Note: code is off the top of my head and for illustration purposes only (it probably won't run exactly as-is, but you get the point)

The right way to deal with this is to use URI:

# Parse and remove all the stuff you don't want.
u = URI.parse('http://www.sub-domain.domain.com/pancakes')
u.userinfo = nil
u.path     = ''
u.fragment = nil
# You might want to check u.scheme as well

host = u.host

And now you have to figure out what you want to do with host. You could start at the last component and work your way backwards until you get a domain name that resolves to something using Net::DNS:

require 'net/dns/resolver'
components = host.split('.')
basename   = (1 .. components.length).
             map  { |i| components.last(i + 1).join('.') }.
             find { |n| Resolver(n).answer.length > 0    }

# basename is now nil or something with a DNS A record
if(basename.nil?)
    # complain and bail out
end
u.host = basename
# Your trimmed URL is in u.to_s

You have to check that the domain names resolve to something useful or you won't know if you have a valid one. You could try to track down all the various naming rules all over the world instead but there's no point.

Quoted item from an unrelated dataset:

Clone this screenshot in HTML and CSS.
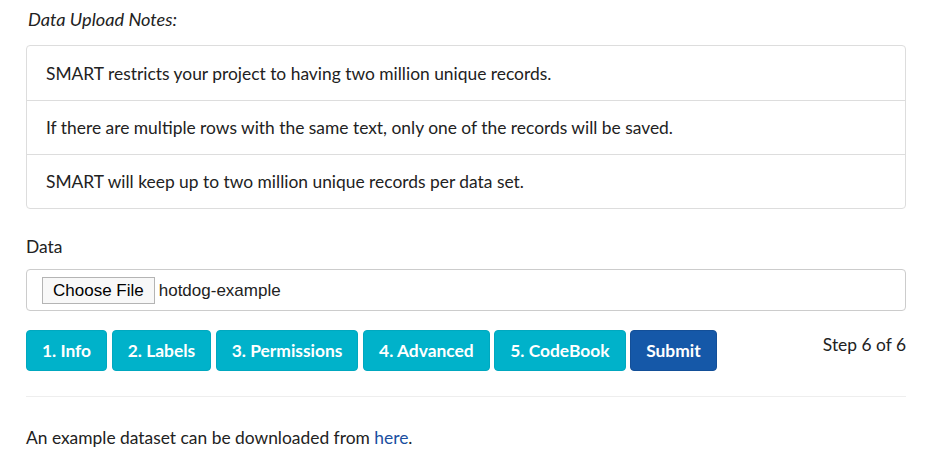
FILE: index.html
```html
<!DOCTYPE html>
<html>
<head>
<meta charset="utf-8">
<link rel="stylesheet" href="styles.css">
</head>
<body>
<div class="page">
  <p class="notes-title">Data Upload Notes:</p>
  <ul class="notes">
    <li class="note">SMART restricts your project to having two million unique records.</li>
    <li class="note">If there are multiple rows with the same text, only one of the records will be saved.</li>
    <li class="note">SMART will keep up to two million unique records per data set.</li>
  </ul>
  <div class="field-label">Data</div>
  <div class="file-input">
    <span class="file-btn">Choose File</span>
    <span class="file-name">hotdog-example</span>
  </div>
  <div class="steps">
    <div class="step-buttons">
      <button class="btn btn-info">1. Info</button>
      <button class="btn btn-info">2. Labels</button>
      <button class="btn btn-info">3. Permissions</button>
      <button class="btn btn-info">4. Advanced</button>
      <button class="btn btn-info">5. CodeBook</button>
      <button class="btn btn-primary">Submit</button>
    </div>
    <div class="step-count">Step 6 of 6</div>
  </div>
  <hr class="divider">
  <p class="example">An example dataset can be downloaded from <a class="link" href="#">here</a>.</p>
</div>
</body>
</html>
```
FILE: styles.css
```css
* { box-sizing: border-box; }
html, body { margin: 0; padding: 0; background: #fff; }
body {
  font-family: Lato, "Open Sans", sans-serif;
  font-size: 17.4px;
  line-height: 23px;
  color: #222;
}
.page { padding: 8px 26px 0 26px; }
.notes-title { margin: 0 0 0 2px; font-style: italic; font-size: 18.2px; }
.notes {
  list-style: none;
  margin: 14px 0 0 0;
  padding: 0;
  border: 1px solid #ddd;
  border-radius: 4px;
}
.note {
  padding: 15px 19px;
  border-top: 1px solid #ddd;
}
.note:first-child { border-top: none; padding-top: 16px; }
.field-label { margin-top: 26px; }
.file-input {
  margin-top: 11px;
  height: 42px;
  border: 1px solid #ccc;
  border-radius: 4px;
  padding: 7px 15px;
  display: flex;
  align-items: center;
  gap: 4px;
  font-family: "Liberation Sans", Arial, sans-serif;
  font-size: 17px;
  color: #000;
}
.file-btn {
  height: 27px;
  display: flex;
  align-items: center;
  padding: 0 10px;
  border: 1px solid #b4b4b4;
  background: #f8f8f8;
  color: #000;
}
.file-name { color: #222; }
.steps {
  margin-top: 19px;
  display: flex;
  justify-content: space-between;
  align-items: flex-start;
}
.step-buttons { display: flex; gap: 4.6px; }
.btn {
  font-family: Lato, sans-serif;
  font-weight: bold;
  font-size: 17.4px;
  height: 41px;
  padding: 0 15px;
  border: 1px solid transparent;
  border-radius: 4px;
  color: #fff;
  margin: 0;
  cursor: pointer;
}
.btn-info { background: #00b2ca; border-color: #00a8bf; }
.btn-primary { background: #1558a8; border-color: #134f98; }
.step-count { padding-top: 3px; }
.divider {
  margin: 25px 0 0 0;
  border: 0;
  border-top: 1px solid #eee;
}
.example { margin: 29px 0 0 0; }
.link { color: #1a4fa0; text-decoration: none; }
```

This still won't guarantee you that you have a useful URL, you'd have to check to see if the name you end up with responds to an HTTP request to be sure.

To answer your original question:

should I use a regex?

Absolutely not. URLs are a lot more complicated than most people think so you should use a real URL parser such as URI. Furthermore, domain names are also more complicated than most people think so you have to resort to DNS lookups to get anything sensible.